Perhaps this is why Habakkuk ends with a call to joy and exultation to rise above the screams, violence, greed, and nihilism in order to take a longer and more abiding view of things. Beyond the immediacy of our situation is the event horizon of the faithful God, whose faithfulness calls out faith in us in the form of righteousness and action to help the world find hope for such a time as this.
Questions for Further Reflection
- Have you ever thought about trying to distill your most foundational belief to the bare essentials, as the rabbis do in the Talmud? What elements would compose your core statement of belief? How does it compare to the assertion that Habakkuk makes in 2:4?
- The Lectio writer notes that much of this short book consists of complaint or lament before God. What does this example teach about the role of lament in the life of faith? If you feel led, consider writing a prayer of lament about the condition of our world today or perhaps a situation that is even closer to home.

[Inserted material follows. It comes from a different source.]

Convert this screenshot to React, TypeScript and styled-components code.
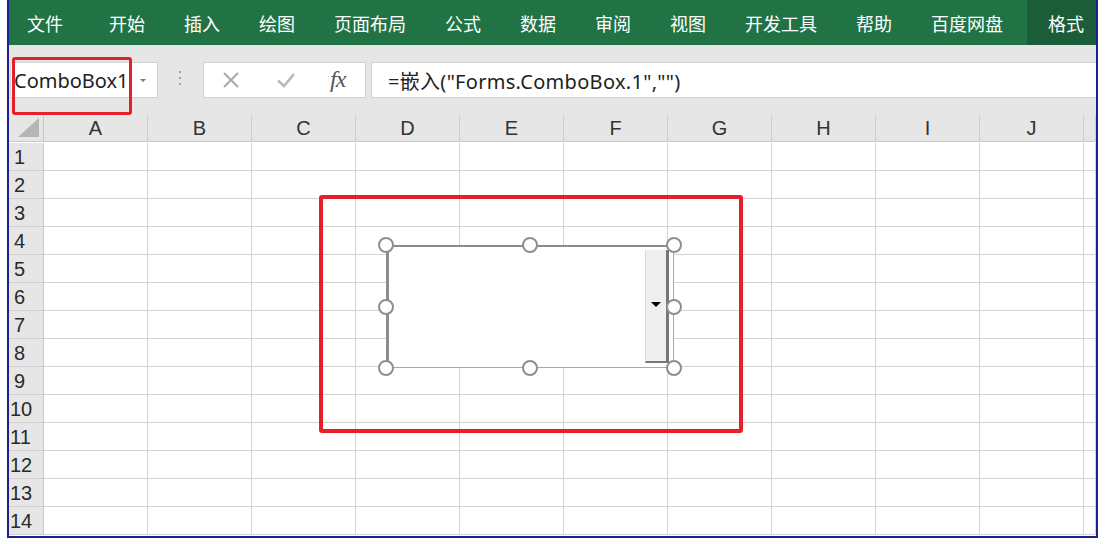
import React from 'react';
import styled, { createGlobalStyle } from 'styled-components';

const GlobalStyle = createGlobalStyle`
  html, body {
    margin: 0;
    padding: 0;
    background: #ffffff;
  }
  body {
    font-family: "Noto Sans", "Noto Sans CJK SC", sans-serif;
  }
`;

const GREEN = '#217346';
const GRID = '#d4d4d4';
const HEAD_BG = '#e6e6e6';

const Frame = styled.div`
  position: relative;
  margin-left: 7px;
  width: 1091px;
  height: 538px;
  box-sizing: border-box;
  border: 2px solid #1f1f8f;
  border-top: none;
  overflow: hidden;
  background: #ffffff;
`;

const Ribbon = styled.div`
  display: flex;
  align-items: stretch;
  gap: 39px;
  height: 45px;
  padding-left: 18px;
  background: ${GREEN};
  font-family: "Noto Sans CJK SC", sans-serif;
`;

const Tab = styled.div<{ $active?: boolean; $first?: boolean }>`
  display: flex;
  align-items: center;
  color: #ffffff;
  font-size: 18px;
  white-space: nowrap;
  margin-right: ${(p) => (p.$first ? '7px' : '0')};
  ${(p) =>
    p.$active &&
    `
    flex: 1;
    margin-left: -15px;
    padding-left: 21px;
    background: #1b5d39;
  `}
`;

const FormulaBar = styled.div`
  display: flex;
  align-items: flex-start;
  height: 70px;
  box-sizing: border-box;
  padding-top: 17px;
  padding-left: 1px;
  background: ${HEAD_BG};
`;

const NameBox = styled.div`
  display: flex;
  align-items: center;
  width: 148px;
  height: 36px;
  box-sizing: border-box;
  padding-left: 3px;
  background: #ffffff;
  border: 1px solid #d2d2d2;
  font-size: 20px;
  color: #222;
`;

const NameText = styled.span`
  flex: 1;
`;

const Caret = styled.span`
  width: 0;
  height: 0;
  margin-right: 11px;
  border-left: 3px solid transparent;
  border-right: 3px solid transparent;
  border-top: 3px solid #777;
`;

const Dots = styled.div`
  display: flex;
  flex-direction: column;
  gap: 4px;
  margin: 9px 22px 0 21px;
  span {
    width: 2px;
    height: 2px;
    background: #a3a3a3;
  }
`;

const FuncBox = styled.div`
  display: flex;
  align-items: center;
  width: 163px;
  height: 36px;
  box-sizing: border-box;
  padding-left: 18px;
  background: #ffffff;
  border: 1px solid #d2d2d2;
`;

const FuncIcon = styled.svg<{ $gap: number }>`
  margin-right: ${(p) => p.$gap}px;
  flex-shrink: 0;
`;

const Fx = styled.span`
  font-family: "Liberation Serif", serif;
  font-style: italic;
  font-size: 24px;
  color: #555;
  letter-spacing: -1px;
  margin-top: -2px;
`;

const FormulaInput = styled.div`
  flex: 1;
  display: flex;
  align-items: center;
  height: 36px;
  margin-left: 5px;
  box-sizing: border-box;
  padding-left: 16px;
  background: #ffffff;
  border: 1px solid #d2d2d2;
  border-right: none;
  font-size: 20px;
  letter-spacing: 0.3px;
  color: #222;
`;

const Grid = styled.div`
  display: grid;
  grid-template-columns: 35px repeat(10, 104px) 1fr;
  grid-auto-rows: 28px;
`;

const Corner = styled.div`
  height: 27px;
  box-sizing: border-box;
  background: ${HEAD_BG};
  border-right: 1px solid #c8c8c8;
  border-bottom: 1px solid #c8c8c8;
  display: flex;
  align-items: flex-end;
  justify-content: flex-end;
  padding: 0 4px 4px 0;
`;

const ColHead = styled.div`
  height: 27px;
  box-sizing: border-box;
  background: ${HEAD_BG};
  border-right: 1px solid #cfcfcf;
  border-bottom: 1px solid #c8c8c8;
  display: flex;
  align-items: center;
  justify-content: center;
  font-family: "Liberation Sans", sans-serif;
  font-size: 20px;
  color: #333;
`;

const RowHead = styled.div`
  box-sizing: border-box;
  background: ${HEAD_BG};
  border-right: 1px solid #c8c8c8;
  border-bottom: 1px solid #cfcfcf;
  display: flex;
  align-items: center;
  padding-left: 1px;
  padding-top: 1px;
  font-family: "Liberation Sans", sans-serif;
  font-size: 20px;
  color: #2a2a2a;
`;

const RowNum = styled.span<{ $two?: boolean }>`
  padding-left: ${(p) => (p.$two ? '0' : '4px')};
`;

const Cell = styled.div`
  box-sizing: border-box;
  border-right: 1px solid ${GRID};
  border-bottom: 1px solid ${GRID};
`;

const Callout = styled.div`
  position: absolute;
  box-sizing: border-box;
  border: 4px solid #e4202b;
  border-radius: 3px;
  pointer-events: none;
`;

const Combo = styled.div`
  position: absolute;
  left: 377px;
  top: 245px;
  width: 288px;
  height: 123px;
`;

const ComboBody = styled.div`
  position: absolute;
  inset: 0 0 0 0;
  box-sizing: border-box;
  background: #ffffff;
  border-top: 2px solid #8c8c8c;
  border-left: 3px solid #8c8c8c;
  border-right: 1px solid #a8a8a8;
  border-bottom: 1px solid #a8a8a8;
`;

const DropButton = styled.div`
  position: absolute;
  top: 3px;
  right: 4px;
  bottom: 4px;
  width: 24px;
  box-sizing: border-box;
  background: #efefef;
  border-left: 1px solid #dcdcdc;
  border-right: 3px solid #767676;
  border-bottom: 2px solid #767676;
  display: flex;
  align-items: center;
  justify-content: center;
  &::after {
    content: '';
    width: 0;
    height: 0;
    margin-top: -2px;
    border-left: 5px solid transparent;
    border-right: 5px solid transparent;
    border-top: 5px solid #000;
  }
`;

const Handle = styled.div<{ $x: number; $y: number }>`
  position: absolute;
  left: ${(p) => p.$x - 8}px;
  top: ${(p) => p.$y - 8}px;
  width: 16px;
  height: 16px;
  box-sizing: border-box;
  border-radius: 50%;
  border: 2px solid #8e8e8e;
  background: #ffffff;
`;

const tabs = ['文件', '开始', '插入', '绘图', '页面布局', '公式', '数据', '审阅', '视图', '开发工具', '帮助', '百度网盘'];
const cols = ['A', 'B', 'C', 'D', 'E', 'F', 'G', 'H', 'I', 'J', ''];
const rows = Array.from({ length: 14 }, (_, i) => i + 1);
const handles: [number, number][] = [
  [0, 0], [144, 0], [288, 0],
  [0, 62], [288, 62],
  [0, 123], [144, 123], [288, 123],
];

const App: React.FC = () => {
  return (
    <>
      <GlobalStyle />
      <Frame>
        <Ribbon>
          {tabs.map((t, i) => (
            <Tab key={t} $first={i === 0}>{t}</Tab>
          ))}
          <Tab $active>格式</Tab>
        </Ribbon>

        <FormulaBar>
          <NameBox>
            <NameText>ComboBox1</NameText>
            <Caret />
          </NameBox>
          <Dots><span /><span /><span /></Dots>
          <FuncBox>
            <FuncIcon $gap={36} width="18" height="18" viewBox="0 0 18 18">
              <path d="M2 2 L16 16 M16 2 L2 16" stroke="#aaaaaa" strokeWidth="2" fill="none" />
            </FuncIcon>
            <FuncIcon $gap={34} width="20" height="18" viewBox="0 0 20 18">
              <path d="M2 9.5 L8 15 L18 3" stroke="#b8b8b8" strokeWidth="2.6" fill="none" />
            </FuncIcon>
            <Fx>fx</Fx>
          </FuncBox>
          <FormulaInput>=嵌入("Forms.ComboBox.1","")</FormulaInput>
        </FormulaBar>

        <Grid>
          <Corner>
            <svg width="21" height="19" viewBox="0 0 21 19">
              <polygon points="21,0 21,19 0,19" fill="#b5b5b5" />
            </svg>
          </Corner>
          {cols.map((c, i) => (
            <ColHead key={i}>{c}</ColHead>
          ))}
          {rows.map((r) => (
            <React.Fragment key={r}>
              <RowHead>
                <RowNum $two={r >= 10}>{r}</RowNum>
              </RowHead>
              {cols.map((_, i) => (
                <Cell key={i} />
              ))}
            </React.Fragment>
          ))}
        </Grid>

        <Callout style={{ left: 3, top: 57, width: 120, height: 58, borderWidth: 3 }} />
        <Combo>
          <ComboBody>
            <DropButton />
          </ComboBody>
          {handles.map(([x, y], i) => (
            <Handle key={i} $x={x} $y={y} />
          ))}
        </Combo>
        <Callout style={{ left: 310, top: 195, width: 424, height: 238 }} />
      </Frame>
    </>
  );
};

export default App;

- In the midst of lament, Habakkuk reminds readers about the centrality of faith. How would you define faith? What does the Lectio writer say about two different aspects of faith found in 2:4? What might it look like for you to push more fully into both of these demonstrations of faith?
- Despite his lament, Habakkuk ends his writing on a note of hopefulness (3:18-19). How do you respond to this? Do you find his example compelling or trite? Challenging or encouraging? Spend some time in prayer, considering how God is calling you to respond to difficulties in your life, whether past, present, or future.